3 Favorite Apps That Tap Creativity, Storytelling, and Imaginative Play

These apps tap your child's inner artist and offer endless amounts of open-ended play!

By Maggie McGuire
Oct 23, 2017

Ages

6-13

3 Favorite Apps That Tap Creativity, Storytelling, and Imaginative Play

Oct 23, 2017

Editor's note: This post was originally published July 30, 2014.

I'm always looking for new ways to spark my boys' creativity, and I like finding new tools they can experiment with artistically. While we do lots of hands-on building, painting, model making, and art/constructing at home, I also troll the iTunes store for unique apps that provide artistic expression in different mediums, too.  While this is not an exhaustive list of apps we've played with, the three apps below are favorites in our house. From found object art assembly to watercolors, these apps are sure bets for kids who love open-ended, creative play. These apps have been revisited over and over again in our house because there is no "end" to what they can produce and they definitely bring out kids' inner Picasso and Monet!  I hope you enjoy these as much as we do.

Happy creating!


Faces iMake – Right Brain Creativity

This is a fantastically unique creativity app that allows you to use common objects to make a face or picture. Using an existing image within the app (some of them famous paintings like the Mona Lisa), or your own photo, you can add objects and turn, resize, or copy them multiple times for making layers or patterns.  Make a nose out of a banana, hair from multiple flowers or a series of monkeys, or an animal out of lace and string and spaghetti. The possibilities are endless. Great for sequencing and fine motor skills practice. This app inspires a new way of looking at common objects and lets kids transform them into entirely new works of art. It definitely inspires "out-of-the -box" thinking and is a great way to gather ideas for art projects you can do at home with common objects you already have around the house. Oodles of fun.

Here are some samples we created:





Waterlogue
 
This app is a favorite in our house. The app transforms photos we've taken or images we've scanned into watercolor masterpieces.

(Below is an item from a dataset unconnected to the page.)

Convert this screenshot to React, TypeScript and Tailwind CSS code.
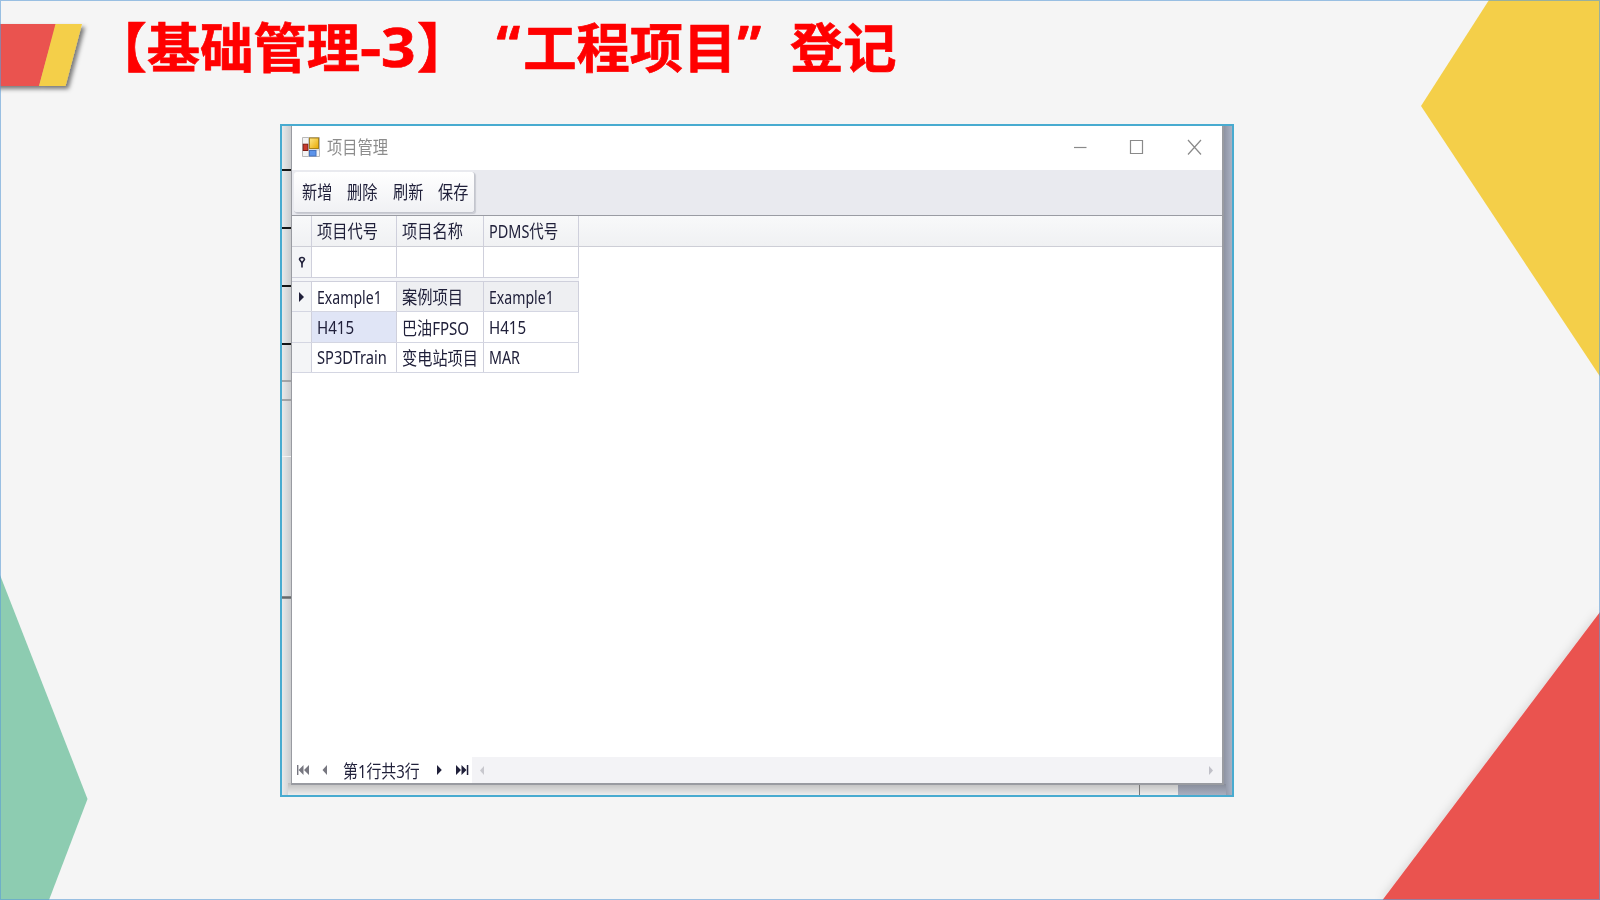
import { useLayoutEffect, useRef, useState } from "react";

const uiFont = "font-['Noto_Sans','Noto_Sans_CJK_SC',sans-serif]";

/** Text condensed (or widened) horizontally to fill a given width. */
function Fit({ text, width, className = "" }: { text: string; width: number; className?: string }) {
  const ref = useRef<HTMLSpanElement>(null);
  const [scale, setScale] = useState(1);
  useLayoutEffect(() => {
    if (ref.current) setScale(width / ref.current.offsetWidth);
  }, [width, text]);
  return (
    <span className="block shrink-0 overflow-visible" style={{ width }}>
      <span
        ref={ref}
        className={`inline-block origin-left whitespace-nowrap ${className}`}
        style={{ transform: `scaleX(${scale})` }}
      >
        {text}
      </span>
    </span>
  );
}

function Backdrop() {
  return (
    <svg className="absolute inset-0 h-full w-full" viewBox="0 0 1600 900">
      <defs>
        <filter id="soft" x="-20%" y="-20%" width="140%" height="150%">
          <feDropShadow dx="3" dy="3" stdDeviation="2" floodColor="#000" floodOpacity="0.5" />
        </filter>
        <filter id="glow" x="-20%" y="-20%" width="140%" height="140%">
          <feDropShadow dx="-1" dy="0" stdDeviation="5" floodColor="#000" floodOpacity="0.14" />
        </filter>
      </defs>
      <path d="M1489 0H1600V376.500L1421 106Z" fill="#f4cf49" />
      <path d="M0 575L87.500 799L49 900H0Z" fill="#8dccb1" />
      <path d="M1600 612V900H1382.500Z" fill="#ea5350" filter="url(#glow)" />
      <g filter="url(#soft)">
        <path d="M-10 24H56L39 86H-10Z" fill="#ea5350" />
        <path d="M55.500 24H82L65.500 86H39Z" fill="#f4cf49" />
      </g>
    </svg>
  );
}

function Heading() {
  return (
    <h1 className="flex h-[60px] items-center pl-[93.500px] font-['Noto_Sans_CJK_SC',sans-serif] text-[53.300px] leading-[60px] font-bold whitespace-nowrap text-[#ff0000] [-webkit-text-stroke:0.7px_#ff0000]">
      <span>【基础管理</span>
      <span className="flex w-[57px]">
        <Fit text="-" width={21} className="font-['Open_Sans','Noto_Sans',sans-serif]" />
        <Fit text="3" width={34} className="font-['Open_Sans','Noto_Sans',sans-serif]" />
      </span>
      <span>】</span>
      <span className="w-[53px] pr-[3px] text-right font-['Noto_Sans',sans-serif]">“</span>
      <span>工程项目</span>
      <span className="w-[53.500px] pl-[1px] font-['Noto_Sans',sans-serif]">”</span>
      <span>登记</span>
    </h1>
  );
}

function AppIcon() {
  return (
    <svg className="h-5 w-[18px] shrink-0" viewBox="0 0 18 20">
      <defs>
        <linearGradient id="gold" x1="0" y1="0" x2="1" y2="1">
          <stop offset="0" stopColor="#ffe98a" />
          <stop offset="1" stopColor="#e8a800" />
        </linearGradient>
      </defs>
      <path d="M.5 .5H17.500V19.500H.5Z" fill="#f4f4f4" stroke="#b9b9b9" />
      <path d="M6.500 .5V19.500M.5 13H17" stroke="#c9c9c9" />
      <rect x="7.500" y="1" width="9" height="10.500" fill="url(#gold)" stroke="#a8821a" />
      <rect x="1.200" y="7.200" width="4.600" height="6.300" fill="#c93a2c" stroke="#7f1d14" />
      <rect x="7.500" y="13.500" width="6.500" height="5.500" fill="#5b93ea" stroke="#4672bd" />
    </svg>
  );
}

function TitleBar() {
  return (
    <div className="flex h-[44px] shrink-0 items-center bg-white pr-[20px] pb-[2px] pl-[10px]">
      <AppIcon />
      <div className="ml-[7px] flex-1 text-[#8c8c8c]">
        <Fit text="项目管理" width={61} className="text-[18px]" />
      </div>
      <svg className="h-4 w-[128px]" viewBox="0 0 128 16" fill="none" stroke="#8a8a8a" strokeWidth="1.2">
        <path d="M0 8.500H12.500" />
        <path d="M56.500 1.500H68.500V14.500H56.500Z" />
        <path d="M114 1L127 15.500M127 1L114 15.500" />
      </svg>
    </div>
  );
}

function Toolbar() {
  return (
    <div className="h-[46px] shrink-0 border-b border-[#9a9ca3] bg-[#e9eaef] pt-[2px]">
      <div className="ml-[2px] flex h-[41px] w-[181px] items-center gap-[15px] rounded-[3px] border-r border-b border-[#c3c5cd] bg-linear-to-b from-white to-[#f0f1f4] pl-[8px] text-[#20203a] shadow-[1px_1px_1px_#c9cbd2]">
        {["新增", "删除", "刷新", "保存"].map((label) => (
          <Fit key={label} text={label} width={30.3} className="text-[18px]" />
        ))}
      </div>
    </div>
  );
}

const columns = "grid grid-cols-[20px_85px_87px_95px]";
const cell = "flex items-center border-r border-[#cfd0dc]";

function DataGrid() {
  return (
    <div className="flex-1 bg-white text-[#20203a]">
      <div className="h-[31px] border-b border-[#cdced6] bg-linear-to-b from-[#f8f9fa] to-[#f0f1f3]">
        <div className={`${columns} h-[30px]`}>
          <div className={cell} />
          <div className={`${cell} pl-[5px]`}>
            <Fit text="项目代号" width={61} className="text-[18px]" />
          </div>
          <div className={`${cell} pl-[5px]`}>
            <Fit text="项目名称" width={61} className="text-[18px]" />
          </div>
          <div className={`${cell} pl-[5px]`}>
            <Fit text="PDMS代号" width={69} className="text-[18px]" />
          </div>
        </div>
      </div>
      <div className={`${columns} h-[31px] w-[287px] border-b border-[#cfd0dc]`}>
        <div className={`${cell} justify-center bg-[#f4f5f7]`}>
          <svg className="h-3 w-2" viewBox="0 0 8 12">
            <path d="M1.500 3.500A2.500 2 0 0 1 6.500 3.500L4 7Z" fill="none" stroke="#20203a" strokeWidth="1.500" />
            <path d="M4 6V11.500" stroke="#20203a" strokeWidth="1.600" />
          </svg>
        </div>
        <div className={cell} />
        <div className={cell} />
        <div className={cell} />
      </div>
      <div className="h-[4px] w-[287px] border-b border-[#cfd0dc] bg-[#f4f5f8]" />
      <GridRow values={["Example1", "案例项目", "Example1"]} widths={[65, 61, 65]} current />
      <GridRow values={["H415", "巴油FPSO", "H415"]} widths={[37, 67, 37]} highlight />
      <GridRow values={["SP3DTrain", "变电站项目", "MAR"]} widths={[70, 76, 31]} />
    </div>
  );
}

type RowProps = { values: string[]; widths: number[]; current?: boolean; highlight?: boolean };

function GridRow({ values, widths, current, highlight }: RowProps) {
  const rest = current ? "bg-[#eeeff2]" : "bg-white";
  return (
    <div className={`${columns} h-[30.400px] w-[287px] border-b border-[#d4d6e2]`}>
      <div className={`${cell} justify-center bg-[#f4f5f7]`}>
        {current && (
          <svg className="h-[10px] w-[5px]" viewBox="0 0 5 10">
            <path d="M0 0L5 5L0 10Z" fill="#20203a" />
          </svg>
        )}
      </div>
      <div className={`${cell} pt-px pl-[5px] ${highlight ? "bg-[#e0e5f6]" : "bg-white"}`}>
        <Fit text={values[0]} width={widths[0]} className="text-[18px]" />
      </div>
      <div className={`${cell} pt-[2px] pl-[5px] ${rest}`}>
        <Fit text={values[1]} width={widths[1]} className="text-[18px]" />
      </div>
      <div className={`${cell} pt-px pl-[5px] ${rest}`}>
        <Fit text={values[2]} width={widths[2]} className="text-[18px]" />
      </div>
    </div>
  );
}

function Navigator() {
  return (
    <div className="flex h-[26px] shrink-0 items-center bg-white text-[#20203a]">
      <svg className="ml-[5px] h-[10px] w-[32px] shrink-0" viewBox="0 0 32 10" fill="#777780">
        <path d="M0 0H1.400V10H0ZM6.500 0V10L1.600 5ZM12 0V10L7 5ZM30 0V10L25.500 5Z" />
      </svg>
      <div className="ml-[14px] pt-[3px]">
        <Fit text="第1行共3行" width={77} className="text-[18px]" />
      </div>
      <svg className="ml-[17px] h-[10px] w-[32px] shrink-0" viewBox="0 0 32 10" fill="#20203a">
        <path d="M0 0L4.800 5L0 10ZM19 0L24 5L19 10ZM24.500 0L29.500 5L24.500 10ZM29.800 0H31.300V10H29.800Z" />
      </svg>
      <div className="ml-[3px] flex h-full flex-1 items-center justify-between bg-[#f3f3f6] pr-[9px] pl-[8px]">
        <svg className="h-[9px] w-[4px]" viewBox="0 0 4 9" fill="#c8c8ce">
          <path d="M4 0V9L0 4.500Z" />
        </svg>
        <svg className="h-[9px] w-[4px]" viewBox="0 0 4 9" fill="#c0c0c8">
          <path d="M0 0L4 4.500L0 9Z" />
        </svg>
      </div>
    </div>
  );
}

/** Strips of the window lying behind, visible around the dialog's edge. */
function BehindWindow() {
  return (
    <svg className="absolute inset-0 h-full w-full" viewBox="0 0 950 669">
      <defs>
        <linearGradient id="left" x1="0" x2="1">
          <stop offset="0" stopColor="#e8e9ea" />
          <stop offset="1" stopColor="#c8c9cb" />
        </linearGradient>
        <linearGradient id="right" x1="0" x2="1">
          <stop offset="0" stopColor="#8b909f" />
          <stop offset="1" stopColor="#aab1c3" />
        </linearGradient>
        <linearGradient id="below" x1="0" y1="0" x2="0" y2="1">
          <stop offset="0" stopColor="#bdbdbd" />
          <stop offset="1" stopColor="#ededed" />
        </linearGradient>
        <linearGradient id="belowRight" x1="0" y1="0" x2="0" y2="1">
          <stop offset="0" stopColor="#878c9a" />
          <stop offset="1" stopColor="#a8afc0" />
        </linearGradient>
      </defs>
      <rect width="10" height="669" fill="url(#left)" />
      <rect x="941" width="9" height="669" fill="url(#right)" />
      <rect x="6" y="657" width="890" height="12" fill="url(#below)" />
      <rect x="896" y="658" width="48" height="11" fill="url(#belowRight)" />
      <path d="M857.500 658V669" stroke="#777" />
      <path d="M0 44H10M0 102H10M0 160H10M0 218H10" stroke="#161616" strokeWidth="2" />
      <path d="M0 255H10M0 274H10" stroke="#8e9092" strokeWidth="1.500" />
      <path d="M0 330.500H10" stroke="#f3f3f3" />
      <path d="M0 471.500H10" stroke="#66686a" strokeWidth="2.500" />
    </svg>
  );
}

export default function App() {
  return (
    <main className="relative h-[900px] w-[1600px] overflow-hidden bg-[#f5f5f5]">
      <Backdrop />
      <div className="relative flex flex-col pt-[15px]">
        <Heading />
        <div className={`relative mt-[49px] ml-[280px] h-[673px] w-[954px] border-2 border-[#48abd0] pl-[9px] ${uiFont}`}>
          <BehindWindow />
          <section className="relative flex h-[659px] w-[933px] flex-col border-r-2 border-b-2 border-l border-[#999ba1]">
            <TitleBar />
            <Toolbar />
            <DataGrid />
            <Navigator />
          </section>
        </div>
      </div>
      <div className="pointer-events-none absolute inset-0 border border-[#5b9bd5]/60" />
    </main>
  );
}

There are a number of different modes that you can play with to add dimension, illuminate, or make the watercolor bolder or softer. It's incredibly fun to see what highly photo realistic images look like in watercolor style – it's an entirely different image. They're beautiful! In addition to photos, it's fun to find abstract images or scans of patterns and fabrics and then import those images into the Waterlogue app and create a watercolor.  Kids love seeing the watercolor come to life and love observing the differences between the artistic media. We've printed and framed some of our creations.


Photo of my son kayaking.
 

Watercolor version from Waterlogue.
 
 
Spin Art App 

I'm a huge fan of spin art. We've done so many projects at home using our tabletop spin art machine and splatting paints to make unique designs – and it always produces surprises and is a ton of fun. So, when I discovered the Spin Art app, I had to try it out and see how it compared. My boys and I were addicted!! Just like the actual spin art machine, this app allows you to splat paint colors on a spinner and stop and start the spinning whenever you want. I love that you can play with the thickness of the paint splats and the speed of the spinner so that you can experiment with different line weights, which is much harder to do with the tabletop/tactile spin art machine. It's extremely easy to change and add multiple colors and the app offers a few different "paper" shapes to spin as well. It's addicting, simple, and fun and the results are eye-popping and beautiful! It's not a replacement for the tabletop spinner and the fun of splashing paints into a spinning machine – but spin art is fun in a digital medium, too, and the results are equally worth it.